I dazi non saranno tutti uguali: SAIC, proprietaria di MG, dovrà fare i conti con la tariffa più alta (38,1%), mentre Geely, che possiede una partecipazione in Volvo, si limiterà a dover sborsare il 20%. BYD, con i suoi modelli Dolphin e Seal lanciati nell’UE l’anno scorso, avrà invece un onere del 17,4%.
I produttori che hanno cooperato con gli investigatori UE in 9 lunghi mesi di indagine saranno “graziati” con una tariffa forfettaria del 21%. Quelli che si sono rifiutati di farlo dovranno invece pagare il 38,1%. I dazi, beninteso, si aggiungono all’attuale imposizione erga omnes del 10% sulle auto importate nel mercato unico, portando i costi complessivi di importazione dei veicoli elettrici cinesi fino al 48%.
Le misure entreranno in vigore il 4 luglio. Tuttavia, le aziende cinesi hanno tempo fino a quella data per contestare i dati alla Commissione UE e potenzialmente far scendere la propria percentuale.
Secondo l’UE, il sostegno statale cinese copre ogni fase del processo di produzione dei veicoli elettrici, dall’estrazione del litio utilizzato nelle batterie fino alla spedizione delle auto ai porti di Rotterdam e Zeebrugge. L’inchiesta ha scoperto terreni concessi a prezzi irrisori o persino gratis alle fabbriche automobilistiche, sussidi specifici con fornitura di litio e batterie sotto i prezzi di mercato, esenzioni fiscali per il settore delle batterie e una serie di vantaggi finanziari come obbligazioni verdi emesse a tassi inferiori rispetto a quelli disponibili sui mercati internazionali e tassi di rifinanziamento preferenziali.
Nel 2023 la Cina ha rappresentato un quarto del mercato automobilistico dell’UE (25%), un aumento del 540% rispetto al 3,9% del 20222. L’UE è sicura che dietro il boom dell’elettrico cinese ci siano proprio i sussidi pubblici di Pechino, che oltre a provocare uno squilibrio competitivo starebbero rallentando la transizione dell’UE dai motori a combustione interna (ICE) ai veicoli elettrici (BEV) prevista entro il 2035, costringendo i produttori europei ad abbassare prezzi e investimenti.
La reazione dalla Cina non si è fatta attendere. Un portavoce del ministero degli Esteri cinese, Lin Jian, ha definito l’indagine dell’UE un “tipico caso di protezionismo” e ha affermato che le tariffe danneggeranno la cooperazione economica tra Cina e UE e la stabilità delle filiere produttive automobilistiche a livello globale.
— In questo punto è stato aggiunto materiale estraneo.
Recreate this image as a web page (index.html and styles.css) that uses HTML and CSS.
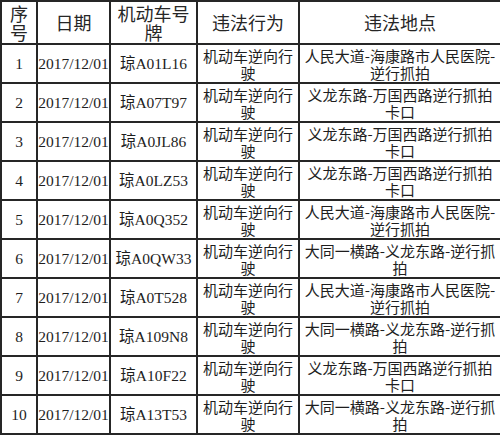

Pechino ha inoltre promesso di adottare tutte le misure necessarie per “difendere fermamente” i propri diritti e interessi.
A ribellarsi alla mossa di Bruxelles anche diversi giganti dell’automotive europei. Tedesche in primis, in virtù di numerosi accordi di collaborazione tra aziende di Berlino e partner cinesi nel settore. Il ministro dei Trasporti tedesco, Volker Wissing, ha affermato che “i dazi punitivi della Commissione Europea colpiscono le aziende tedesche e i loro prodotti di punta”.
Volkswagen, alleata della cinese SAIC, ha dichiarato che “gli effetti negativi di questa decisione superano i potenziali benefici per l’industria automobilistica europea e soprattutto tedesca”, mentre il CEO di Mercedes-Benz, Ola Källenius, ha aggiunto che “ciò di cui non abbiamo bisogno, come nazione esportatrice, sono barriere commerciali crescenti”.
La svedese Volvo ha dichiarato di “stare analizzando” gli sviluppi dell’indagine, mentre Stellantis ha dichiarato di “non supportare misure che contribuiscono alla frammentazione del mondo”.